• Task:
Take every line that has the string "screenshot" and copy it out.

(Entries with page source code)
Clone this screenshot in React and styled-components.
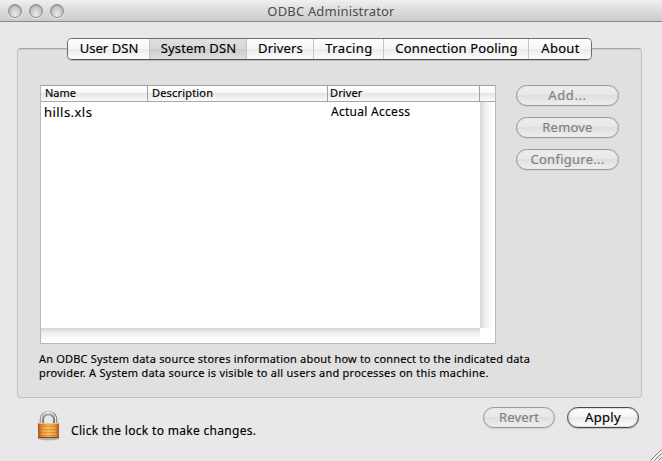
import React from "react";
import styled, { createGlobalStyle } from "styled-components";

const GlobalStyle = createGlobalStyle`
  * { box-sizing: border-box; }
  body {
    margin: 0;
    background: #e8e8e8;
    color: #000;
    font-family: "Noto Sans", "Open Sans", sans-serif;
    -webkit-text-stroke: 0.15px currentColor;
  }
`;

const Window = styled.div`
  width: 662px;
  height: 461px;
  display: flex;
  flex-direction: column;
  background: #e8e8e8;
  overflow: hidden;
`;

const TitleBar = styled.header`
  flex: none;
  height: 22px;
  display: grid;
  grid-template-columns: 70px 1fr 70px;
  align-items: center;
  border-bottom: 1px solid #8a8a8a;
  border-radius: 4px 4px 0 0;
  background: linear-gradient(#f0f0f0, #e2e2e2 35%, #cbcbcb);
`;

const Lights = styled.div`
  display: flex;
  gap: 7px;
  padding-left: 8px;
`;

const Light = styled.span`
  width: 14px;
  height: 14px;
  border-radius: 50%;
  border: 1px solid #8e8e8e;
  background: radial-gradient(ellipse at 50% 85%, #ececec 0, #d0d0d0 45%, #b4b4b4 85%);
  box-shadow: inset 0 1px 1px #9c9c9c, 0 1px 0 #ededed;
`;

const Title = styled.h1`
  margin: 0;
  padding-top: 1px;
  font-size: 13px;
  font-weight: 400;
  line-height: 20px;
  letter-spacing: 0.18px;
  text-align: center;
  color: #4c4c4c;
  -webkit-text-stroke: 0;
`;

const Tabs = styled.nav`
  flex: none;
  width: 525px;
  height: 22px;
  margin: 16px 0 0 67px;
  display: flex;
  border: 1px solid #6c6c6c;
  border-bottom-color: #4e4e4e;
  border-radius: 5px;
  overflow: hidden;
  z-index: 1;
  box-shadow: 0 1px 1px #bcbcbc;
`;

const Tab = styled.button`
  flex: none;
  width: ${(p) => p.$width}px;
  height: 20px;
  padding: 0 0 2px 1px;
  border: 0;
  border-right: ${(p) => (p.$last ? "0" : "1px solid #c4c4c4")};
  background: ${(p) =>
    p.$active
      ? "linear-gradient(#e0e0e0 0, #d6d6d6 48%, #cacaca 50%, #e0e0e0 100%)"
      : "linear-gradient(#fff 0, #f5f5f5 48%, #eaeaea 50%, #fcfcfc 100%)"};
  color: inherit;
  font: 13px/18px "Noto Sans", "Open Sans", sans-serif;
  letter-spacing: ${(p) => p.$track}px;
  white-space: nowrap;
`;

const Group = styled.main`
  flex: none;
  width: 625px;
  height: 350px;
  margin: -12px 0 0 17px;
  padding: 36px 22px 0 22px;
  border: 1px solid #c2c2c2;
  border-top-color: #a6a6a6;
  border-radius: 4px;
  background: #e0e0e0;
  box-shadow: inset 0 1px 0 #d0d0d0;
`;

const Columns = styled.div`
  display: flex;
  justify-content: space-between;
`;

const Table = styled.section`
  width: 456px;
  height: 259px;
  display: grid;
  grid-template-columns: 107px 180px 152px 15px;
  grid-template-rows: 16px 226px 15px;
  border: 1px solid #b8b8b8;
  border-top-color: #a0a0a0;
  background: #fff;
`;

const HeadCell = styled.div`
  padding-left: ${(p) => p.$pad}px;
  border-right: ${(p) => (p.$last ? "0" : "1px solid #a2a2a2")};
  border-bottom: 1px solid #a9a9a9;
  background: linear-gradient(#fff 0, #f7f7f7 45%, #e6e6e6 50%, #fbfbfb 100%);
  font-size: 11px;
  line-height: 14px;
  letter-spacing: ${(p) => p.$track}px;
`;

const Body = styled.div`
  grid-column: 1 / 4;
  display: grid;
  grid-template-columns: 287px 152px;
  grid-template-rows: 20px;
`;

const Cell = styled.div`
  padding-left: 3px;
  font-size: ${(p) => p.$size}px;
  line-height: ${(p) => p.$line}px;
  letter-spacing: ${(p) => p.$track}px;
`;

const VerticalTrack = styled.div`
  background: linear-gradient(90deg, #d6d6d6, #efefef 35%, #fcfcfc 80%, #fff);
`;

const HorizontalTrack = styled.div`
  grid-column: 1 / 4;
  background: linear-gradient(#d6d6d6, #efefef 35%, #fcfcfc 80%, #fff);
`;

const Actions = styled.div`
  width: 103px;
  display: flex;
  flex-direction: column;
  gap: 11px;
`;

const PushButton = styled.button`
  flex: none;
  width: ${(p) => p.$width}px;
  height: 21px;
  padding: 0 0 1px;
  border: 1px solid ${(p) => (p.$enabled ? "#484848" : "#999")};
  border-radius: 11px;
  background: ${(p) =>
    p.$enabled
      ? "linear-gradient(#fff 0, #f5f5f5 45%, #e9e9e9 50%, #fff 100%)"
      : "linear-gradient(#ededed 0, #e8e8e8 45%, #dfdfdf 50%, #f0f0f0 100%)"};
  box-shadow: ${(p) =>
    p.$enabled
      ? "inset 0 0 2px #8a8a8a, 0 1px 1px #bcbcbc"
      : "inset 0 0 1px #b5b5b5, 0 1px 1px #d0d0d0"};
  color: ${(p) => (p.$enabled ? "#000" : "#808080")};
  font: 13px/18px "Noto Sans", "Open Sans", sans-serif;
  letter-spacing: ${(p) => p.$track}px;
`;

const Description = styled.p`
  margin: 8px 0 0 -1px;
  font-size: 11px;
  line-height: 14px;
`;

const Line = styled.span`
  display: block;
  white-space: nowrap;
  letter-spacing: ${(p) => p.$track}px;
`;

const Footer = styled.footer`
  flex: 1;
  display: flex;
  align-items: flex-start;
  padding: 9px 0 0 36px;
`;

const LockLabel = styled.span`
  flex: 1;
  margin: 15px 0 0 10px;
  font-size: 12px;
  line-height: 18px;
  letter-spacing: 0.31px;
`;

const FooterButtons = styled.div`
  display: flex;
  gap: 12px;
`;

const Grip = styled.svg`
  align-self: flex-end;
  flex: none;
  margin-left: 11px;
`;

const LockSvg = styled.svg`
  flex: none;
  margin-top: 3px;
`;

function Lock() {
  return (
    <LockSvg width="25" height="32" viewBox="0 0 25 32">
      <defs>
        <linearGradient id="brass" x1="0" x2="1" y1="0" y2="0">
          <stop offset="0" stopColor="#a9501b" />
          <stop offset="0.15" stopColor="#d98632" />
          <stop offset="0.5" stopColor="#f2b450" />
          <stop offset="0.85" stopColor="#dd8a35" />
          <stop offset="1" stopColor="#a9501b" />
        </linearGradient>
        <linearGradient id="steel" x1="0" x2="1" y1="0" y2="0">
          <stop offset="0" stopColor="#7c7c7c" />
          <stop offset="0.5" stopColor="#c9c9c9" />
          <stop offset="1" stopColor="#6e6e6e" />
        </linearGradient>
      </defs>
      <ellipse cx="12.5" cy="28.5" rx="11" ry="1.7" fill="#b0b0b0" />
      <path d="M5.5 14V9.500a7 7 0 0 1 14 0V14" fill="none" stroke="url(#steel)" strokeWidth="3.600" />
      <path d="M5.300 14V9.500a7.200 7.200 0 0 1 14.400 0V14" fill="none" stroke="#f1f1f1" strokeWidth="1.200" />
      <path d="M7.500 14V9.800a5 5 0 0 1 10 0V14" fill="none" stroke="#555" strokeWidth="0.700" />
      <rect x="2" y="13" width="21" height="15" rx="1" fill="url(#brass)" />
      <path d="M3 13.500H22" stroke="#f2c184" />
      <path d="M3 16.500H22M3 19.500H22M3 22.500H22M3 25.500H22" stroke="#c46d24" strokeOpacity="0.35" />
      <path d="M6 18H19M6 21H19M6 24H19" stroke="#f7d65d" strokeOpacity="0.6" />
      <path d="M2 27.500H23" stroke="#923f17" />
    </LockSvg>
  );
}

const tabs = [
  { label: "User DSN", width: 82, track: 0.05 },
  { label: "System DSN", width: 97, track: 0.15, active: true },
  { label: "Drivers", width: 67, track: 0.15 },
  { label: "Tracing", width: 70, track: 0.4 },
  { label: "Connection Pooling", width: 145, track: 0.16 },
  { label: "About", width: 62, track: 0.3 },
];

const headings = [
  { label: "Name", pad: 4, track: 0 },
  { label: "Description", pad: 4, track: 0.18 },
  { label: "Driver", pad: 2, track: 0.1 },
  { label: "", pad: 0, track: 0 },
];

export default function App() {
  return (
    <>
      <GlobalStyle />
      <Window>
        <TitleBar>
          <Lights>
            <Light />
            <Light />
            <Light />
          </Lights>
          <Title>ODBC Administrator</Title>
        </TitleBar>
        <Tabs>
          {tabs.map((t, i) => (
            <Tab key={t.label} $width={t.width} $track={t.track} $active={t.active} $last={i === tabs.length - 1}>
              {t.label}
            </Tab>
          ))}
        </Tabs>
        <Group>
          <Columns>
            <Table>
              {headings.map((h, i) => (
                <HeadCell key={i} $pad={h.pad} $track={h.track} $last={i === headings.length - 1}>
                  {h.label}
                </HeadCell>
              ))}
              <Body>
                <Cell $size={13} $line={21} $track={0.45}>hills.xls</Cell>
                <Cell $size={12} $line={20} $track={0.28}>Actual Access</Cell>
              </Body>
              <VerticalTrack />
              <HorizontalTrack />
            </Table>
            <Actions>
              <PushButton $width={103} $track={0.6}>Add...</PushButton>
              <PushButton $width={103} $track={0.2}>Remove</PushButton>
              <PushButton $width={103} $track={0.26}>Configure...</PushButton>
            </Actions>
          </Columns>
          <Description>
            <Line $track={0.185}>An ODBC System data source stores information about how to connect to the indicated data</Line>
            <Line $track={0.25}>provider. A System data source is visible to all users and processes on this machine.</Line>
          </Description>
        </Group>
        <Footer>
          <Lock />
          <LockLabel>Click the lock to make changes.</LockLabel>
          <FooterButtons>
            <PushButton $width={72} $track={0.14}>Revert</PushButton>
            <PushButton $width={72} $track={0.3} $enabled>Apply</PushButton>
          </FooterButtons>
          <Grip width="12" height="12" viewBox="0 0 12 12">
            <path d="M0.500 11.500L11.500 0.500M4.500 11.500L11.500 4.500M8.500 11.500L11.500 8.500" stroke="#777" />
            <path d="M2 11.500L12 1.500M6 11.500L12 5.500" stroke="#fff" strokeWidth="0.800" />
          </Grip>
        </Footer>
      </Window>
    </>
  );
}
--
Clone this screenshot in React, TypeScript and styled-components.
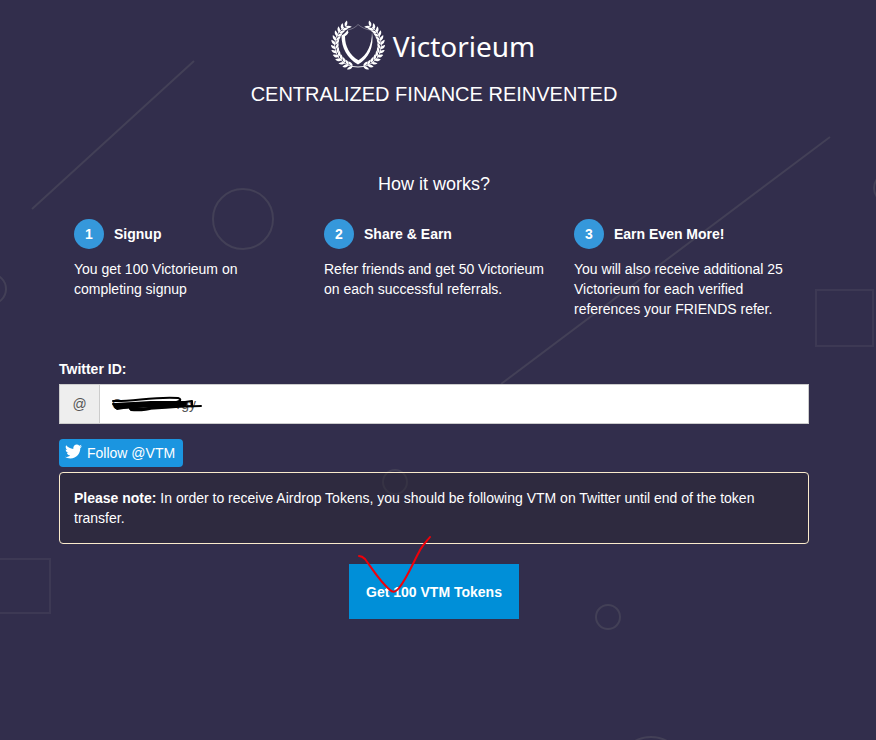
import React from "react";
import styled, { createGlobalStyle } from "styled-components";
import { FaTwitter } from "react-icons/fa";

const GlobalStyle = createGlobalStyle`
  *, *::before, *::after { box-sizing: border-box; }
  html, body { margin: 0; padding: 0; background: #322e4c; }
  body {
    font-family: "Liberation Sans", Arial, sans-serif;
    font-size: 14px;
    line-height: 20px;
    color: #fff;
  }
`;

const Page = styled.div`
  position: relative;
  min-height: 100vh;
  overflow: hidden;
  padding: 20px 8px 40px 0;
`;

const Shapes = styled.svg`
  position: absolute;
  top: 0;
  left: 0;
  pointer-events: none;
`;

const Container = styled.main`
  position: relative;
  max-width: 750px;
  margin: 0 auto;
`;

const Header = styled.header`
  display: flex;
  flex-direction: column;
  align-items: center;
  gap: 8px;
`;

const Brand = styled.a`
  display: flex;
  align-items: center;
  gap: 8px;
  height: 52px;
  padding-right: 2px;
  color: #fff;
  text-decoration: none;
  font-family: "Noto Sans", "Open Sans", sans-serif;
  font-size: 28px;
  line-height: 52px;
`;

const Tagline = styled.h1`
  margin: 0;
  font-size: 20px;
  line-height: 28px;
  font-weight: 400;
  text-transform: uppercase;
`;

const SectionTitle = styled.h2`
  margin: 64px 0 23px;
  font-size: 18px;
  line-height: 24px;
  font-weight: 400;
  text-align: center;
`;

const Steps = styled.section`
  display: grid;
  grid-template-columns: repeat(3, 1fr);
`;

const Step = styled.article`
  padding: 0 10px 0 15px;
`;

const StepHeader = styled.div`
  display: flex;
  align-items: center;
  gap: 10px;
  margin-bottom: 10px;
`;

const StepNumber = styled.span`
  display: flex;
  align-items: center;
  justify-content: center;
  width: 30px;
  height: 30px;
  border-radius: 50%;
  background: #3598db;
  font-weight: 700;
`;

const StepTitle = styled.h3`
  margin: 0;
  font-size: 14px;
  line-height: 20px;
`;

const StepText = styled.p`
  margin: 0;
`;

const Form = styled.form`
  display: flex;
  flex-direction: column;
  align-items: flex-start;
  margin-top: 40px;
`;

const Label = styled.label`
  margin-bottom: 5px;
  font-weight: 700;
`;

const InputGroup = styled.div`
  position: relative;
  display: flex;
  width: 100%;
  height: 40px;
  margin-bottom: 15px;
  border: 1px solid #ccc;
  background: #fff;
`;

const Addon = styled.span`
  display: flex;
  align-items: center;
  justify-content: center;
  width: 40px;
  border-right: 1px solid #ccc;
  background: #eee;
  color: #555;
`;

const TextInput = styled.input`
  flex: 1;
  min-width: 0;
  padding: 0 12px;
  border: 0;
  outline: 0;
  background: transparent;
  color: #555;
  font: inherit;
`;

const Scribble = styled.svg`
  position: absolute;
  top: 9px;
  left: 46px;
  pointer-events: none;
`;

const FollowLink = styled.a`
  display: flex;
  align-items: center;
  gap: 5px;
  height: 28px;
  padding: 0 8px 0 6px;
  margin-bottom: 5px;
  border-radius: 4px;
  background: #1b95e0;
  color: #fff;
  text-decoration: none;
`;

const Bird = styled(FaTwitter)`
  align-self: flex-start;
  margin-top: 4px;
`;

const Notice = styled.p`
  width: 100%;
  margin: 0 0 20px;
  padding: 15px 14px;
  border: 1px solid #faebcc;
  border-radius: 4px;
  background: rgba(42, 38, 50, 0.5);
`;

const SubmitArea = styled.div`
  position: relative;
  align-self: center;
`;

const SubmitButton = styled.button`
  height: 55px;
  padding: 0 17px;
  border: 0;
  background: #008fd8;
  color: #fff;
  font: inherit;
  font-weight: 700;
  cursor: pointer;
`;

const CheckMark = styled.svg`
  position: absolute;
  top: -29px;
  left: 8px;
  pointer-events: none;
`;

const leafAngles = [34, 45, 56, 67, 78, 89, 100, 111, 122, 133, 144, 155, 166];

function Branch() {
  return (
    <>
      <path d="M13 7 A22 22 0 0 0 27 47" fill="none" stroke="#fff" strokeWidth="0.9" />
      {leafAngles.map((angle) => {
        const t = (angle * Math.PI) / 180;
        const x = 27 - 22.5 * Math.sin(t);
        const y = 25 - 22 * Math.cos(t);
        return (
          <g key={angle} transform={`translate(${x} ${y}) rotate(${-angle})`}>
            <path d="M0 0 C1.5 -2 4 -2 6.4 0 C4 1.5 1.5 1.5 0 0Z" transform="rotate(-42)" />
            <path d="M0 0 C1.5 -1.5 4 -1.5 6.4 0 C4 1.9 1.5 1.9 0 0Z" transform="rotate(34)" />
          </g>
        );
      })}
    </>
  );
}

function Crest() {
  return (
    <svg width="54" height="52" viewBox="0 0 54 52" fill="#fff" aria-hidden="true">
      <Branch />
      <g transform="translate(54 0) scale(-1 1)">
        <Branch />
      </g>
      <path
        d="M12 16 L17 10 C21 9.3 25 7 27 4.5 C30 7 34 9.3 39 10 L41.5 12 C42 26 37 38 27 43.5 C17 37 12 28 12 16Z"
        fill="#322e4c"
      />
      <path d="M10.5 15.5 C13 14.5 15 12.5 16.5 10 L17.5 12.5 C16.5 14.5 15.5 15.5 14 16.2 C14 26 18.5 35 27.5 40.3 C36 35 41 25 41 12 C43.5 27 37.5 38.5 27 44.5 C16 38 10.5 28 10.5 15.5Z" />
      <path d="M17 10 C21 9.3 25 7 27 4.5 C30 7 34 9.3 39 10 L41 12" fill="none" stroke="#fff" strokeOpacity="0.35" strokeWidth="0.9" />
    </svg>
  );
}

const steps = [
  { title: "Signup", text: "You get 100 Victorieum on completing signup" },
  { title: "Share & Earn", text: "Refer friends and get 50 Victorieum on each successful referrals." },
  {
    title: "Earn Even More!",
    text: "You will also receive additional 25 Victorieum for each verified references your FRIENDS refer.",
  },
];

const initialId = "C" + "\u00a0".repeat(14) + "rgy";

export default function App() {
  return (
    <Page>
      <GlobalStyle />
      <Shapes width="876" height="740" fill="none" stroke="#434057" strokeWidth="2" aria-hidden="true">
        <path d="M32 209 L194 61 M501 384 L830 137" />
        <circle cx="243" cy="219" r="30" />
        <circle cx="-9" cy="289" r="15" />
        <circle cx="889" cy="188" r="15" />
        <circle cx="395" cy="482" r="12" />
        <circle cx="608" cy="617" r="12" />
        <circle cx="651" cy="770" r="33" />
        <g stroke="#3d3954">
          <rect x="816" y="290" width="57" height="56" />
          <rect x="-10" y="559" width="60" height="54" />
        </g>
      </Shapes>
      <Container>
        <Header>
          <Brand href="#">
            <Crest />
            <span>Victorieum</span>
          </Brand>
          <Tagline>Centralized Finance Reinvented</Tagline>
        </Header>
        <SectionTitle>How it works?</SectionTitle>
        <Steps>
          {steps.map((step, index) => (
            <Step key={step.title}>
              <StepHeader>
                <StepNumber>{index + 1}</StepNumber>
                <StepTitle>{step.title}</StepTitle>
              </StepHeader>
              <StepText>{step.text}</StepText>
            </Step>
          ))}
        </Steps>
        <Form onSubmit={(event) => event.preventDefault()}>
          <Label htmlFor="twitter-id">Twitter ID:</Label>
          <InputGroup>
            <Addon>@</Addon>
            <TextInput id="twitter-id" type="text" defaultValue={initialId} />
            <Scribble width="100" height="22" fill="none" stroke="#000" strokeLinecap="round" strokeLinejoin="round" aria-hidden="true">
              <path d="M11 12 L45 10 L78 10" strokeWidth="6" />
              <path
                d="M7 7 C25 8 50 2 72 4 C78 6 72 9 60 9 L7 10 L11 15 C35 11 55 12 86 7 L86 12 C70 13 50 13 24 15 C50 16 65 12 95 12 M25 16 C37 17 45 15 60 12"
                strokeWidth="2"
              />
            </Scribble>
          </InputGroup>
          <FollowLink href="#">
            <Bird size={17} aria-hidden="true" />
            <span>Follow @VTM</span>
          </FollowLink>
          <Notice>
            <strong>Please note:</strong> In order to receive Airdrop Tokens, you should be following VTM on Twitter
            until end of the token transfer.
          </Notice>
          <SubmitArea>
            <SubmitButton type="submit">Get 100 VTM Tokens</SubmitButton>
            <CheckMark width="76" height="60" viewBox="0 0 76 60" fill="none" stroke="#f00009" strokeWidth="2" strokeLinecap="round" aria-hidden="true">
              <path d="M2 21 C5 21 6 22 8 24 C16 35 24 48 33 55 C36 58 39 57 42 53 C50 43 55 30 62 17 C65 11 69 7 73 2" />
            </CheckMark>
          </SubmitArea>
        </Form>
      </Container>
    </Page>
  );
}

• Exercise response:
Clone this screenshot in React and styled-components.
Clone this screenshot in React, TypeScript and styled-components.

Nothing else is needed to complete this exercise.